Mr. Monnington, of Neepawa, arrived here for a few days chicken shooting and is the guest of his uncle, John Robinson on the Mossey.
Mr. and Mrs. Wm. King and Mr. and Mrs. E.E. McKinstry and G.F. King paid our burg a visit in an automobile. They were after the fleet winged prairie chicken. The party were the guests of Mr. and Mrs. Dunc. Kennedy.
Mrs. Gordon Weaver, of Winnipegosis, spent a short time with her aunt, Mrs. T.N. Briggs lately.
John Robinson and Mr. Monnington have returned from a pleasure trip to Winnipegosis. Both were delighted with that hustling town.
We hear that the government dredge Laurier, which was been under the water for three years, was resurrected. Why was the dredge not left where it was as it was less expense to the country under water, as the other dredge has been all summer poking around a little island that Pat and Mike would take away in a wheelbarrow in less time. The sooner there is a change in the present management the better the settlers will like it as we have competent men around here who are able to run this part of the bis.
Mr. Brandon & Sons, of Mowat, have purchased a large gasoline threshing outfit and are in the field for business. With the number of machines at work if the weather continues fine, the threshing will wind up in another week.

1919 Oct 9 – Fork River

Miss Millidge, organizer of the Women’s Auxiliary of the Anglican Church, was a visitor for a few days with Mrs. W. King.
Mrs. Vinning and daughter, of Winnipeg, have returned home after spending a week with Mrs. J. Reid.

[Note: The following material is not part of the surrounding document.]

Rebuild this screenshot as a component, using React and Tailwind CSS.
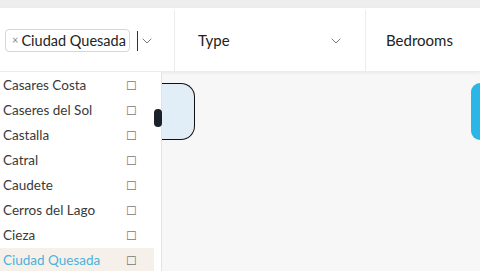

T.N. Briggs has invested in an oil pull tractor. This power will turn over the land more rapidly. It’s more speed that counts these times.
Bert Little has taken a trip to Chicago. Fred Tilt is in charge of the store during his absence.
The Cypress River paper, in a recent issue contains the following item:
“Mr. and Mrs. N. Little both old time residents of Cypress River and town this week. They left home in May for an overseas tour, and visited the battlefields of France and Belgium, securing many photos of great interest. They sailed to New York on a French boat and went from there to Toronto near which city Mr. Little purchased a new model 1920 McLaughlin 6 cylinder car and motored to Cypress. They are now on their way home. The same cherry Nat as of old looking as young as ever.”